[What to do]
Output the material below unchanged, apart from leaving out the pictures.
#### Provided material ####
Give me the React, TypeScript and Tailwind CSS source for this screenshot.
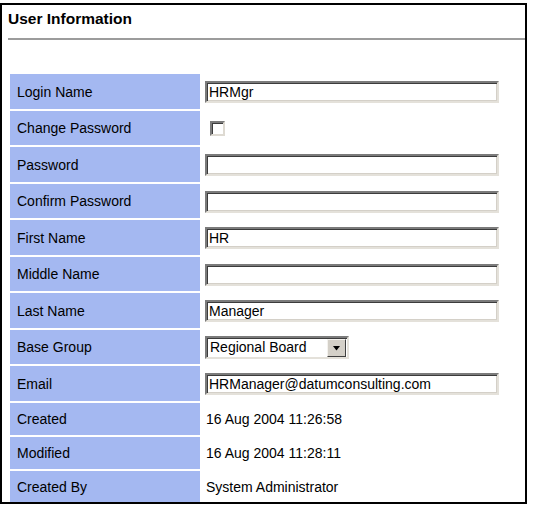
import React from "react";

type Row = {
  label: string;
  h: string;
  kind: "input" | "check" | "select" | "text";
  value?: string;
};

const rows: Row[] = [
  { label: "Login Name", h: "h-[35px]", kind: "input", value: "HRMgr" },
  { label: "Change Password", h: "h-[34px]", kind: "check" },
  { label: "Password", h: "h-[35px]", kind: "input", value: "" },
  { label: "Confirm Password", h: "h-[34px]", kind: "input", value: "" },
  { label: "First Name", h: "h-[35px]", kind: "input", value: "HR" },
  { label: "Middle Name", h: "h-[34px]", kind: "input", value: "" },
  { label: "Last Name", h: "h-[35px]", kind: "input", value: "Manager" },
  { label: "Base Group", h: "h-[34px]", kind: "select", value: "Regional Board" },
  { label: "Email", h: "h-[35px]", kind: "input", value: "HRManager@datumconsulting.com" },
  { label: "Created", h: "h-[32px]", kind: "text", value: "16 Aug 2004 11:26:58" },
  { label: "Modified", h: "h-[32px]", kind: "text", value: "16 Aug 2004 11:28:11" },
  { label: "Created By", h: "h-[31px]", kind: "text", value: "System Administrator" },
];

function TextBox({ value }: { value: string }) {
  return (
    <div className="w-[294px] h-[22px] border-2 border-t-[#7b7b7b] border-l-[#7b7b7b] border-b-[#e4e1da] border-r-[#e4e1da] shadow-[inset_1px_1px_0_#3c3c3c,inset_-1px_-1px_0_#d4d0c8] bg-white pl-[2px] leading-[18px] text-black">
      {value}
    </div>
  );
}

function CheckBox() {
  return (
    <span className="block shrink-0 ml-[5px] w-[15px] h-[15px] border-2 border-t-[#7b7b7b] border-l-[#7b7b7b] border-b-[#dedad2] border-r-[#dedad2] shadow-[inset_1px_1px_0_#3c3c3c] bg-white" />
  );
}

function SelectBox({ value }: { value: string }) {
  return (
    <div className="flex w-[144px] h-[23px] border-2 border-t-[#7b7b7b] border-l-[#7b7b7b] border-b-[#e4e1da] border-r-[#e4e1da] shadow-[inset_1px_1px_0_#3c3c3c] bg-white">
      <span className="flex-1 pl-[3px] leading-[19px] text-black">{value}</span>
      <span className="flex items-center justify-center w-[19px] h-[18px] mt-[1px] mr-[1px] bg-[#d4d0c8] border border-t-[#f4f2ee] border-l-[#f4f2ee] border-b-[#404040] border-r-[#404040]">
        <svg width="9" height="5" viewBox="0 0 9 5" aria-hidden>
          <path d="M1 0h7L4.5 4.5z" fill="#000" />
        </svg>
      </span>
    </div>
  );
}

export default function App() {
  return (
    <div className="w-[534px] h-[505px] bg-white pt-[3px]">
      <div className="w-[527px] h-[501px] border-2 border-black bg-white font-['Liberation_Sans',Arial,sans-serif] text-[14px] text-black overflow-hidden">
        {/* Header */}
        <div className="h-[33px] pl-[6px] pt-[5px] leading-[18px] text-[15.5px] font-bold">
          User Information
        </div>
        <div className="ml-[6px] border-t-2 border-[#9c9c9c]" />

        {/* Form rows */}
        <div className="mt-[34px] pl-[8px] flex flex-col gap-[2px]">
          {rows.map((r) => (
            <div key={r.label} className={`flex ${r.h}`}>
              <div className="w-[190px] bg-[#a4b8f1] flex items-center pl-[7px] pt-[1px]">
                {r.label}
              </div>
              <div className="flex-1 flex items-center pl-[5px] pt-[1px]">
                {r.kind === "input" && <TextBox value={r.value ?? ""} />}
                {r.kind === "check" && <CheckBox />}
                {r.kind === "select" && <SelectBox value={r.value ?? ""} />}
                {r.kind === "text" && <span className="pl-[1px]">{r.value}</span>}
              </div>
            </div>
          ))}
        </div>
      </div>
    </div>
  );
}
####
[Answer to the exercise]
Give me the React, TypeScript and Tailwind CSS source for this screenshot.
import React from "react";

type Row = {
  label: string;
  h: string;
  kind: "input" | "check" | "select" | "text";
  value?: string;
};

const rows: Row[] = [
  { label: "Login Name", h: "h-[35px]", kind: "input", value: "HRMgr" },
  { label: "Change Password", h: "h-[34px]", kind: "check" },
  { label: "Password", h: "h-[35px]", kind: "input", value: "" },
  { label: "Confirm Password", h: "h-[34px]", kind: "input", value: "" },
  { label: "First Name", h: "h-[35px]", kind: "input", value: "HR" },
  { label: "Middle Name", h: "h-[34px]", kind: "input", value: "" },
  { label: "Last Name", h: "h-[35px]", kind: "input", value: "Manager" },
  { label: "Base Group", h: "h-[34px]", kind: "select", value: "Regional Board" },
  { label: "Email", h: "h-[35px]", kind: "input", value: "HRManager@datumconsulting.com" },
  { label: "Created", h: "h-[32px]", kind: "text", value: "16 Aug 2004 11:26:58" },
  { label: "Modified", h: "h-[32px]", kind: "text", value: "16 Aug 2004 11:28:11" },
  { label: "Created By", h: "h-[31px]", kind: "text", value: "System Administrator" },
];

function TextBox({ value }: { value: string }) {
  return (
    <div className="w-[294px] h-[22px] border-2 border-t-[#7b7b7b] border-l-[#7b7b7b] border-b-[#e4e1da] border-r-[#e4e1da] shadow-[inset_1px_1px_0_#3c3c3c,inset_-1px_-1px_0_#d4d0c8] bg-white pl-[2px] leading-[18px] text-black">
      {value}
    </div>
  );
}

function CheckBox() {
  return (
    <span className="block shrink-0 ml-[5px] w-[15px] h-[15px] border-2 border-t-[#7b7b7b] border-l-[#7b7b7b] border-b-[#dedad2] border-r-[#dedad2] shadow-[inset_1px_1px_0_#3c3c3c] bg-white" />
  );
}

function SelectBox({ value }: { value: string }) {
  return (
    <div className="flex w-[144px] h-[23px] border-2 border-t-[#7b7b7b] border-l-[#7b7b7b] border-b-[#e4e1da] border-r-[#e4e1da] shadow-[inset_1px_1px_0_#3c3c3c] bg-white">
      <span className="flex-1 pl-[3px] leading-[19px] text-black">{value}</span>
      <span className="flex items-center justify-center w-[19px] h-[18px] mt-[1px] mr-[1px] bg-[#d4d0c8] border border-t-[#f4f2ee] border-l-[#f4f2ee] border-b-[#404040] border-r-[#404040]">
        <svg width="9" height="5" viewBox="0 0 9 5" aria-hidden>
          <path d="M1 0h7L4.5 4.5z" fill="#000" />
        </svg>
      </span>
    </div>
  );
}

export default function App() {
  return (
    <div className="w-[534px] h-[505px] bg-white pt-[3px]">
      <div className="w-[527px] h-[501px] border-2 border-black bg-white font-['Liberation_Sans',Arial,sans-serif] text-[14px] text-black overflow-hidden">
        {/* Header */}
        <div className="h-[33px] pl-[6px] pt-[5px] leading-[18px] text-[15.5px] font-bold">
          User Information
        </div>
        <div className="ml-[6px] border-t-2 border-[#9c9c9c]" />

        {/* Form rows */}
        <div className="mt-[34px] pl-[8px] flex flex-col gap-[2px]">
          {rows.map((r) => (
            <div key={r.label} className={`flex ${r.h}`}>
              <div className="w-[190px] bg-[#a4b8f1] flex items-center pl-[7px] pt-[1px]">
                {r.label}
              </div>
              <div className="flex-1 flex items-center pl-[5px] pt-[1px]">
                {r.kind === "input" && <TextBox value={r.value ?? ""} />}
                {r.kind === "check" && <CheckBox />}
                {r.kind === "select" && <SelectBox value={r.value ?? ""} />}
                {r.kind === "text" && <span className="pl-[1px]">{r.value}</span>}
              </div>
            </div>
          ))}
        </div>
      </div>
    </div>
  );
}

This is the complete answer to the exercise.